Merkel Sees New European Bailout Tool to Handle Future Crises

(Bloomberg) -- German Chancellor Angela Merkel stressed the need for a new euro-area bailout mechanism to prepare for “any crisis situation” and reduce dependence on the International Monetary Fund.

Merkel’s comments, made in a speech in Berlin on Monday, build on a newspaper interview published the previous day in which she laid out her response to French President Emmanuel Macron’s proposals to reform and strengthen the single currency region.

A European Monetary Fund should be able to grant 30-year loans tied to structural reforms and give 5-year loans to states hit by external shocks, she said. A separate investment fund is necessary to help “weaker” nations as “a common currency with completely different social conditions and levels of prosperity is not good,” she said.

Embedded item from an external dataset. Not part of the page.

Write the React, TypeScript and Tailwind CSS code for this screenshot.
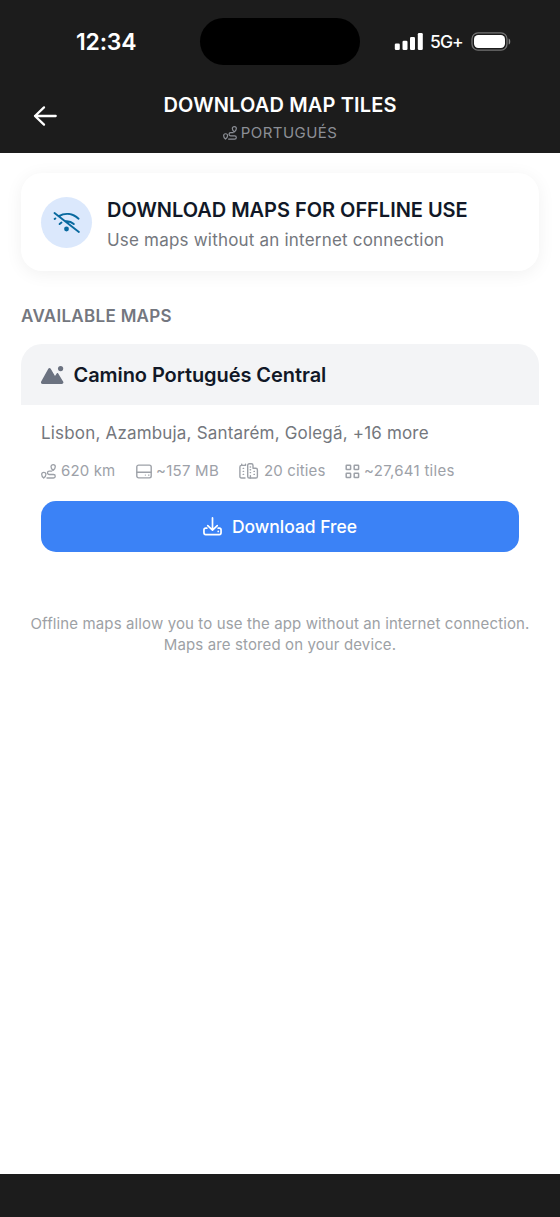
import type { ReactNode } from "react";

function RouteIcon({ className }: { className: string }) {
  return (
    <svg className={className} viewBox="0 0 15 15" fill="none" stroke="currentColor" strokeWidth="1.3" strokeLinecap="round" strokeLinejoin="round">
      <path d="M2.7 14C1.5 13 .7 11.8.7 10.4a2.1 2.1 0 0 1 4.2 0c0 1.4-1 2.6-2.2 3.6Z" />
      <path d="M6 14h6.5a1.7 1.7 0 0 0 0-3.5H8.2a1.7 1.7 0 0 1 0-3.4h2.6M12.1 6.4C10.9 5.4 10 4.3 10 2.8a2.1 2.1 0 0 1 4.3 0c0 1.5-1 2.6-2.2 3.6Z" />
    </svg>
  );
}

function DriveIcon() {
  return (
    <svg className="h-[15px] w-4" viewBox="0 0 16 15" fill="none" stroke="currentColor" strokeWidth="1.4" strokeLinecap="round">
      <rect x=".8" y="1.1" width="14.4" height="12.8" rx="1.8" />
      <path d="M1 8.2h14" />
      <path d="M9.3 11.1h.1M12.5 11.1h.5" strokeWidth="1.1" />
    </svg>
  );
}

function CityIcon() {
  return (
    <svg className="h-4 w-5" viewBox="0 0 20 16" fill="none" stroke="currentColor" strokeWidth="1.4" strokeLinecap="round" strokeLinejoin="round">
      <path d="M6 15H2.5c-1 0-1.6-.6-1.6-1.6V4c0-1 .6-1.6 1.6-1.6h4V1.1M2.7 2.2V1.1" />
      <path d="M10.3 15c-1 0-1.6-.6-1.6-1.6V2.4c0-1 .6-1.6 1.6-1.6h2.1c1 0 1.6.6 1.6 1.6v2.8h2.8c1 0 1.6.6 1.6 1.6v6.6c0 1-.6 1.6-1.6 1.6Z" />
      <path d="M4.2 5.4h.4M4.2 8.4h.4M4.2 11.4h.4M11.2 4h.4M11.2 6.8h.4M11.2 9.6h.4M15 8.4h.4M15 11.4h.4M11.4 12.6V15" />
    </svg>
  );
}

function TilesIcon() {
  return (
    <svg className="h-[15px] w-[15px]" viewBox="0 0 15 15" fill="none" stroke="currentColor" strokeWidth="1.5">
      <rect x="1.2" y="1.2" width="4.4" height="4.4" rx=".6" />
      <rect x="9.2" y="1.2" width="4.4" height="4.4" rx=".6" />
      <rect x="1.2" y="9.2" width="4.4" height="4.4" rx=".6" />
      <rect x="9.2" y="9.2" width="4.4" height="4.4" rx=".6" />
    </svg>
  );
}

function Stat({ icon, children, className }: { icon: ReactNode; children: ReactNode; className: string }) {
  return (
    <div className={`flex shrink-0 items-center ${className}`}>
      {icon}
      <span className="whitespace-nowrap text-[15px] leading-5">{children}</span>
    </div>
  );
}

export default function App() {
  return (
    <div className="flex h-[1217px] w-[560px] flex-col bg-white font-['Inter',sans-serif] antialiased">
      <header className="h-[153px] shrink-0 bg-[#1c1c1c] text-white">
        <div className="flex h-[83px] items-center">
          <div className="w-[200px] pl-[76px] text-[23px] font-semibold leading-7 tracking-[-0.2px]">12:34</div>
          <div className="h-[47px] w-40 shrink-0 rounded-full bg-black" />
          <div className="flex flex-1 items-center pl-[34px]">
            <svg className="h-[19px] w-[30px] shrink-0" viewBox="0 0 30 19" fill="white">
              <rect x=".8" y="11.5" width="5" height="6.5" rx="1.3" />
              <rect x="8.5" y="8.8" width="5" height="9.2" rx="1.3" />
              <rect x="16" y="5" width="5" height="13" rx="1.3" />
              <rect x="23.8" y="1" width="5" height="17" rx="1.3" />
            </svg>
            <span className="ml-[6px] w-[35px] whitespace-nowrap pt-px text-[17.5px] font-medium leading-6 tracking-[-0.9px]">5G+</span>
            <svg className="ml-[6px] h-[19px] w-10 shrink-0" viewBox="0 0 40 19" fill="none">
              <rect x="1" y=".9" width="35" height="17.2" rx="6" stroke="#737373" strokeWidth="1.3" />
              <rect x="3" y="3" width="31" height="13" rx="4.2" fill="white" />
              <path d="M37.7 6.4c2.1 1 2.1 5.2 0 6.2Z" fill="#8a8a8a" />
            </svg>
          </div>
        </div>
        <div className="grid h-[70px] grid-cols-[70px_420px_70px]">
          <button className="flex h-[66px] w-[70px] items-center pl-[33px]" aria-label="Back">
            <svg className="h-6 w-6" viewBox="0 0 24 24" fill="none" stroke="white" strokeWidth="2.3" strokeLinecap="round" strokeLinejoin="round">
              <path d="M22.7 12H2M11 3.4 2 12l9 8.6" />
            </svg>
          </button>
          <div className="flex flex-col items-center pt-[9px]">
            <h1 className="whitespace-nowrap text-[20px] font-semibold leading-[26px] tracking-[0.15px]">DOWNLOAD MAP TILES</h1>
            <div className="mt-1 flex items-center gap-1 text-[#8c8f96]">
              <RouteIcon className="h-[14px] w-[14px]" />
              <span className="text-[15px] leading-[22px] tracking-[0.45px]">PORTUGUÉS</span>
            </div>
          </div>
        </div>
      </header>

      <main className="flex-1 px-[21px] pt-5">
        <section className="flex h-[98px] items-center rounded-[21px] bg-white pl-5 shadow-[0_3px_18px_rgba(0,0,0,0.06)]">
          <div className="flex h-[51px] w-[51px] shrink-0 items-center justify-center rounded-full bg-[#dbe8fc]">
            <svg className="h-7 w-7" viewBox="52.5 208.3 28 28" fill="none" stroke="#08699f" strokeWidth="1.9" strokeLinecap="round">
              <path d="M54 213.4 78.4 232.3M58.3 216.4c6.4-3.5 13.9-2.8 19.8 2.6M65 221.6c3-.3 6 .6 8.3 2.7M54.1 219.3l.8-.6M59.1 224.4l1.9-1.5" />
              <circle cx="66" cy="229.3" r="2.4" fill="#08699f" stroke="none" />
            </svg>
          </div>
          <div className="ml-[15px] whitespace-nowrap pt-[6px]">
            <h2 className="text-[20px] font-semibold leading-7 tracking-[-0.03px] text-[#111827]">DOWNLOAD MAPS FOR OFFLINE USE</h2>
            <p className="mt-[2px] text-[17px] leading-7 tracking-[0.2px] text-[#74777d]">Use maps without an internet connection</p>
          </div>
        </section>

        <h3 className="mt-[33px] text-[17px] font-semibold leading-6 tracking-[0.3px] text-[#74777f]">AVAILABLE MAPS</h3>

        <section className="mt-4 overflow-hidden rounded-[21px]">
          <div className="flex h-[61px] items-center bg-[#f3f4f6] pl-5">
            <svg className="h-5 w-6" viewBox="0 0 24 20" fill="#6b7280">
              <path d="M.2 16.4 7.3 3.7c.6-1 1.8-1 2.4 0l4.3 7.2 1.7-2.4c.4-.6 1.1-.6 1.5 0l4.9 8c.8 1.3 0 2.4-1.4 2.4H1.7C.2 18.9-.6 17.7.2 16.4Z" />
              <circle cx="19.6" cy="3.6" r="2.6" />
            </svg>
            <h4 className="ml-[8.5px] text-[20px] font-semibold leading-7 tracking-[-0.07px] text-[#111827]">Camino Portugués Central</h4>
          </div>
          <div className="px-5 pt-[14px]">
            <p className="text-[17px] leading-7 tracking-[0.18px] text-[#74777d]">Lisbon, Azambuja, Santarém, Golegã, +16 more</p>
            <div className="mt-[14px] flex h-5 text-[#9da1a8]">
              <Stat className="w-[95px] gap-[5px] tracking-[0.15px]" icon={<RouteIcon className="h-[15px] w-[15px]" />}>620 km</Stat>
              <Stat className="w-[103px] gap-1 tracking-[0.25px]" icon={<DriveIcon />}>~157 MB</Stat>
              <Stat className="w-[106px] gap-[5px] tracking-[0.15px]" icon={<CityIcon />}>20 cities</Stat>
              <Stat className="gap-[4px] tracking-[0.28px]" icon={<TilesIcon />}>~27,641 tiles</Stat>
            </div>
            <button className="mt-5 flex h-[51px] w-full items-center justify-center gap-[10px] rounded-[15px] bg-[#3b82f6] text-white">
              <svg className="h-[19px] w-[19px]" viewBox="0 0 20 20" fill="none" stroke="currentColor" strokeWidth="1.8" strokeLinecap="round" strokeLinejoin="round">
                <path d="M10 1v12.6M5 9l5 4.8L15 9M4 11.8H2.8c-1.1 0-1.8.7-1.8 1.8v3.1c0 1.1.7 1.8 1.8 1.8h14.4c1.1 0 1.8-.7 1.8-1.8v-3.1c0-1.1-.7-1.8-1.8-1.8H16M16 15.2h.1" />
              </svg>
              <span className="pt-px text-[17.5px] font-medium leading-6 tracking-[-0.02px]">Download Free</span>
            </button>
          </div>
        </section>

        <p className="mt-[62px] whitespace-nowrap text-center text-[15px] leading-[20.5px] tracking-[0.12px] text-[#9da1a5]">
          Offline maps allow you to use the app without an internet connection.
          <br />
          Maps are stored on your device.
        </p>
      </main>

      <footer className="h-[43px] shrink-0 bg-[#1c1c1c]" />
    </div>
  );
}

The proposals, to be presented at an EU leaders’ summit later this month, were welcomed by the European Commission, the EU’s executive body. Merkel called for reform negotiations to be concluded before the 2019 European elections.

Merkel’s proposals, while more cautious than those of Macron, are constrained by fiscal conservatives in her Christian Democrat-led bloc, who reject outright some French plans including a separate euro-area budget and a joint finance minister.

Euro reform efforts are also focusing on completing the so-called banking union, with the establishment of a backstop for a fund to help wind down failed banks and a common deposit insurance scheme. Countries such as the Netherlands oppose deposit insurance citing a reluctance to put their taxpayers on the hook for failing banks in other countries.